■ Aim: Copy the lines holding the word "styles", all of them.

Rows from a dataset
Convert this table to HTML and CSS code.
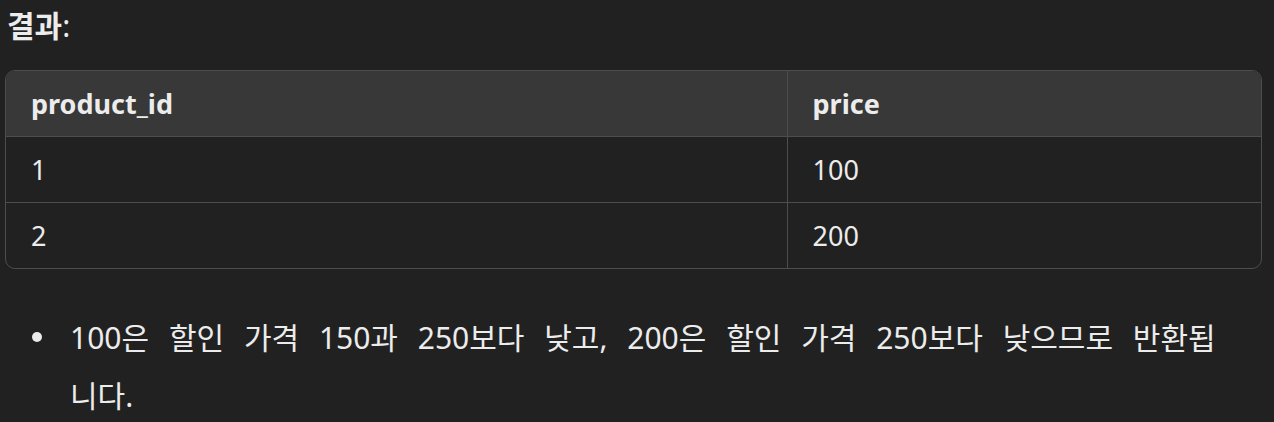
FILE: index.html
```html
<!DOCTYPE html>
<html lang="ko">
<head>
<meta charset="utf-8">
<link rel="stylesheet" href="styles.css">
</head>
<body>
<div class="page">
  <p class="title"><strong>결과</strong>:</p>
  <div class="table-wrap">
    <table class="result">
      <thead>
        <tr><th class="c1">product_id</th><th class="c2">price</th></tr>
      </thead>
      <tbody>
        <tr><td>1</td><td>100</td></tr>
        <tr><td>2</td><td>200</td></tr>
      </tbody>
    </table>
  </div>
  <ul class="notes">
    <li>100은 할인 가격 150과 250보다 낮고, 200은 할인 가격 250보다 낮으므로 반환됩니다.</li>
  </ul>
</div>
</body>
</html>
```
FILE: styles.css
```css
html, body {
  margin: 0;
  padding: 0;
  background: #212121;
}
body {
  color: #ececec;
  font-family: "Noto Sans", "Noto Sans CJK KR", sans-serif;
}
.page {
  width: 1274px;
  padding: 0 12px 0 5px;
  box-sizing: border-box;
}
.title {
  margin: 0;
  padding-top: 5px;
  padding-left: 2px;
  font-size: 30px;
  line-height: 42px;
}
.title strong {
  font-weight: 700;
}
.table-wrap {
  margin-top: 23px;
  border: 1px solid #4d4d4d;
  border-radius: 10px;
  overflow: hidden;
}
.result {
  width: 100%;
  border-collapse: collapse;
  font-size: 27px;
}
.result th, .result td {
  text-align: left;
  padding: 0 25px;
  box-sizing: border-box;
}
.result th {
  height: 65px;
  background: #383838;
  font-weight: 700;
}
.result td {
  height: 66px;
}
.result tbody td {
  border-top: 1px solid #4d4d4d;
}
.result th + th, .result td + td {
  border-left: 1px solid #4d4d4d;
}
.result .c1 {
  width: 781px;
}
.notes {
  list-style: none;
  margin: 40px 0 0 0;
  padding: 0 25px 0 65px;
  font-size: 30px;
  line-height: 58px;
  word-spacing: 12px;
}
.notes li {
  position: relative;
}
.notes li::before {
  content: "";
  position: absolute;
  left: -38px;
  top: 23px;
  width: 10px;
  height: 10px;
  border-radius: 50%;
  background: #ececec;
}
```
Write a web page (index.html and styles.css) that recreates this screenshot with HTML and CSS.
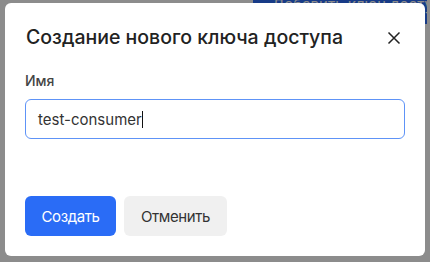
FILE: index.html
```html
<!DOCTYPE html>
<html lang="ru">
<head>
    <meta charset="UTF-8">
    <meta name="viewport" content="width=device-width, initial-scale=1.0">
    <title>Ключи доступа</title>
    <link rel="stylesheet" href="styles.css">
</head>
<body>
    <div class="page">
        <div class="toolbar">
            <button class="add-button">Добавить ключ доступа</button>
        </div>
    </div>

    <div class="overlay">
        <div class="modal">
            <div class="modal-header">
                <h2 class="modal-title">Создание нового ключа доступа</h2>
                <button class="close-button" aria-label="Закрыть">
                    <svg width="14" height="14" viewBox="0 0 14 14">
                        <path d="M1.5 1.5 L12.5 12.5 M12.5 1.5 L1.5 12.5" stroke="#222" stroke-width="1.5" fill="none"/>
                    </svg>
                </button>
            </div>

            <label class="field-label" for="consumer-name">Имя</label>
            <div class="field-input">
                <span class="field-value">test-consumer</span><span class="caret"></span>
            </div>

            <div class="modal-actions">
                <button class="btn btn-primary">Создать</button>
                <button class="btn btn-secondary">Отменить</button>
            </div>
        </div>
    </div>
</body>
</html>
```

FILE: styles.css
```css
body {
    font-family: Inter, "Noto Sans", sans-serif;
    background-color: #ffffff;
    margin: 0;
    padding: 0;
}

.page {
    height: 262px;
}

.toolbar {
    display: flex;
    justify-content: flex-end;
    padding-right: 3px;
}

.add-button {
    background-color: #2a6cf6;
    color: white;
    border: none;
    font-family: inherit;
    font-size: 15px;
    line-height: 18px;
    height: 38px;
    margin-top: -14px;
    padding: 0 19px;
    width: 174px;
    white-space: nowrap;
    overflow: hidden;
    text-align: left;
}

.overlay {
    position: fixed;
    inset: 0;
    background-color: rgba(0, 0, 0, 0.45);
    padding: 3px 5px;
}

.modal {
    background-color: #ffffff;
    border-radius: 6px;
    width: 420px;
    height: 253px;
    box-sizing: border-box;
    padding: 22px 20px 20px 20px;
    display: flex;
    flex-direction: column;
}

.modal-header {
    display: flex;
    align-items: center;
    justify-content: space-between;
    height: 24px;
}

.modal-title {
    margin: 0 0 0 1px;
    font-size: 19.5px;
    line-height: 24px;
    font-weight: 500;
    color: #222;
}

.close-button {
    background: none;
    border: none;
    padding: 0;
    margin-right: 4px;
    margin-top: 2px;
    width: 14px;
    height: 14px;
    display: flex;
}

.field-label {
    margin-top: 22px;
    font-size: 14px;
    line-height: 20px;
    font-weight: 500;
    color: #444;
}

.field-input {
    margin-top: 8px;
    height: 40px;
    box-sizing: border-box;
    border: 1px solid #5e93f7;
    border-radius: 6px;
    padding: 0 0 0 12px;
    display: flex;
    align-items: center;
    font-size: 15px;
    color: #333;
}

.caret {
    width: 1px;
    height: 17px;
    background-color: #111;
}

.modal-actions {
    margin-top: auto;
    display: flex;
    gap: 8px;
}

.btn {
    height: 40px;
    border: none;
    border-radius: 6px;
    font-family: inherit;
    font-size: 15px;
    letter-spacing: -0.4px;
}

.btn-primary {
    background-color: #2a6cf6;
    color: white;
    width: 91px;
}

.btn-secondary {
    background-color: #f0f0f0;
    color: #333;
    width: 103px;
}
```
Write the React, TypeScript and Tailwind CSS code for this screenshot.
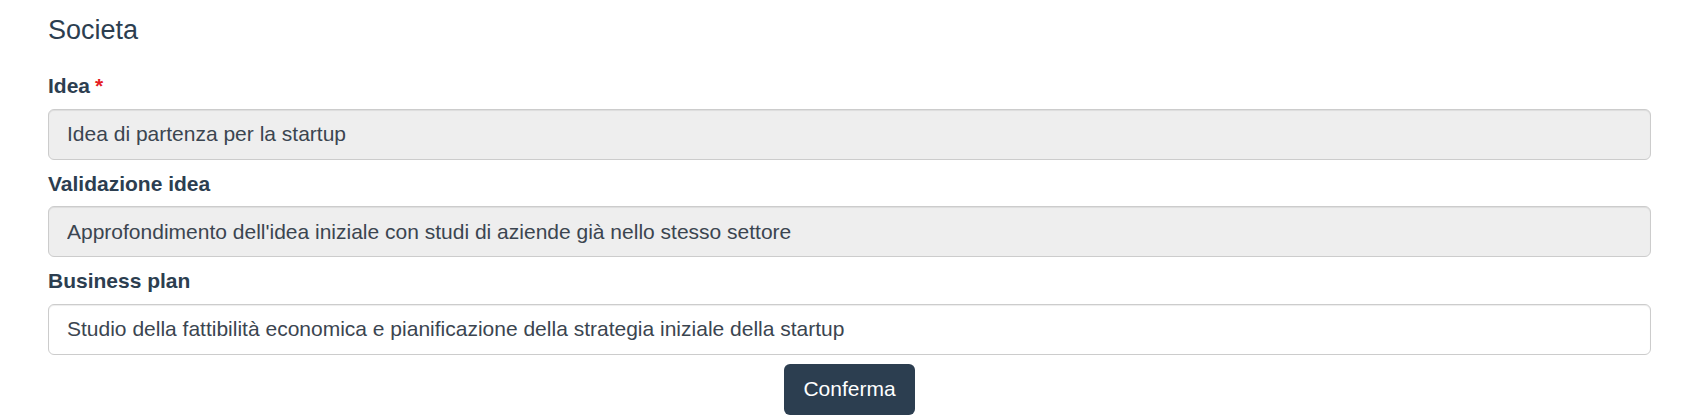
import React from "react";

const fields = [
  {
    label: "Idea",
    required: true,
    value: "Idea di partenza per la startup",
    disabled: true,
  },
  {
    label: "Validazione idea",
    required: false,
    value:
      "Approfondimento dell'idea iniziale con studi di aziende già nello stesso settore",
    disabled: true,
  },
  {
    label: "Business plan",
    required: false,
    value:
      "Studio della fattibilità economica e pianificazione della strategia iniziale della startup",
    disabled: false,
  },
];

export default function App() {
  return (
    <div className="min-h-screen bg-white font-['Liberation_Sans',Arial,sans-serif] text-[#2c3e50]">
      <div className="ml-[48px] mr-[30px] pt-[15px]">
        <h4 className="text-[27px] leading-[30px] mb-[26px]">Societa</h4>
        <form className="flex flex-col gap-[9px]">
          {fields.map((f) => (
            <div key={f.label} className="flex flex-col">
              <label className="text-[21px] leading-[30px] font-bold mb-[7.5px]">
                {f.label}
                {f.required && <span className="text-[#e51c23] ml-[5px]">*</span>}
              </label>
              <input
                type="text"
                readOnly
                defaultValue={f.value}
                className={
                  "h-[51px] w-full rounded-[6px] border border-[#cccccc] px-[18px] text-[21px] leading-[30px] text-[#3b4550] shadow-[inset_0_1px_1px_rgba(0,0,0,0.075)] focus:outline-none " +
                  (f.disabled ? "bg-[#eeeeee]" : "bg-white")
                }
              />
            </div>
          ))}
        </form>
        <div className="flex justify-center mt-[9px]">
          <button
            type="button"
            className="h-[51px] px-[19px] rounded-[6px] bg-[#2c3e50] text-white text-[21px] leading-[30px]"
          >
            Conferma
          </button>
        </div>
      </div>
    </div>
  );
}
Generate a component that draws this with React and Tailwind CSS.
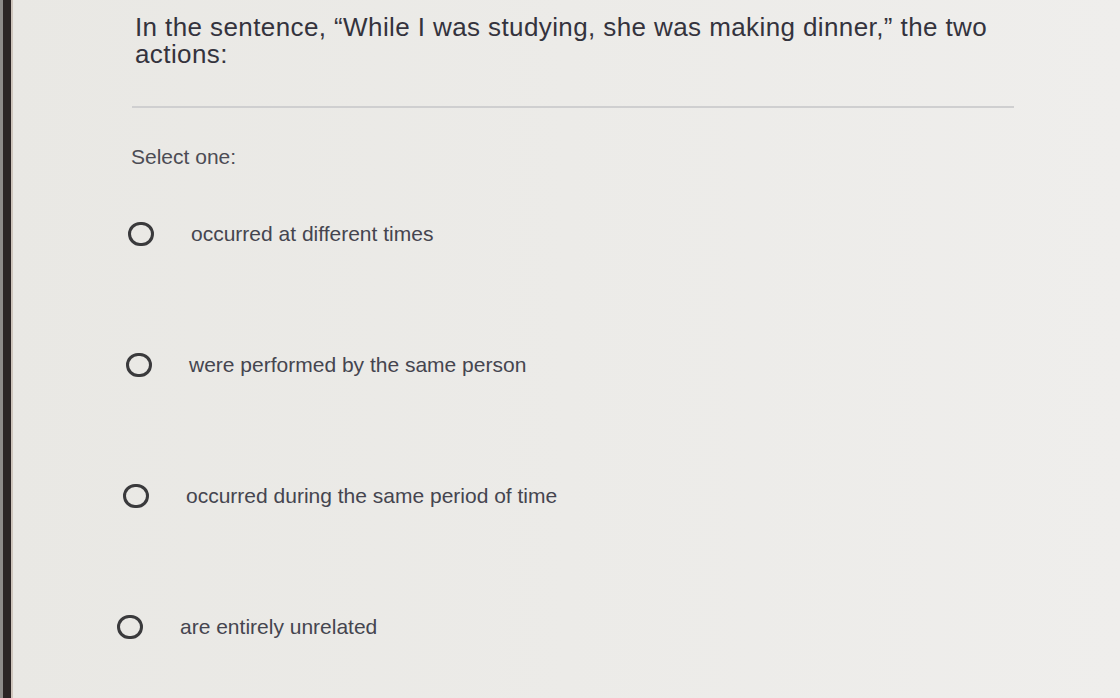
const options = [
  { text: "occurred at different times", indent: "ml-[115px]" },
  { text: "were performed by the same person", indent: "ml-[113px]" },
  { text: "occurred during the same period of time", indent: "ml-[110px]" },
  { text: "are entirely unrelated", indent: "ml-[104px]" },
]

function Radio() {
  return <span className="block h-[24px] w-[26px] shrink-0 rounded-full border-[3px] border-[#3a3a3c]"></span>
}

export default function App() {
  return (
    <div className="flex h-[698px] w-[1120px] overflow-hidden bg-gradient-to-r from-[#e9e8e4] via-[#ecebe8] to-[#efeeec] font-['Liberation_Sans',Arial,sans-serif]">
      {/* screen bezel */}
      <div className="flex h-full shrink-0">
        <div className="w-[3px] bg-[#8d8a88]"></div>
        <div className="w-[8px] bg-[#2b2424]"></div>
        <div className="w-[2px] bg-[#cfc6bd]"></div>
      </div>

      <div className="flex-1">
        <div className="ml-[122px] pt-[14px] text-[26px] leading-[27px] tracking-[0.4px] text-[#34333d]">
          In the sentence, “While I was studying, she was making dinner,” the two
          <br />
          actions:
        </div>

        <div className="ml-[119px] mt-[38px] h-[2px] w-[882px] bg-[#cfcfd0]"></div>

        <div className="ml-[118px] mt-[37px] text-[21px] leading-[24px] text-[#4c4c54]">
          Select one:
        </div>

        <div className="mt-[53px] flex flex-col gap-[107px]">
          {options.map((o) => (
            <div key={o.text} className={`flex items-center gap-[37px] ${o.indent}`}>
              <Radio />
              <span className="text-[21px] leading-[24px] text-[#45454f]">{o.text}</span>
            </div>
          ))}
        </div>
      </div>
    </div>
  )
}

■ Output of the task:
<link rel="stylesheet" href="styles.css">
FILE: styles.css
Write a web page (index.html and styles.css) that recreates this screenshot with HTML and CSS.
    <link rel="stylesheet" href="styles.css">
FILE: styles.css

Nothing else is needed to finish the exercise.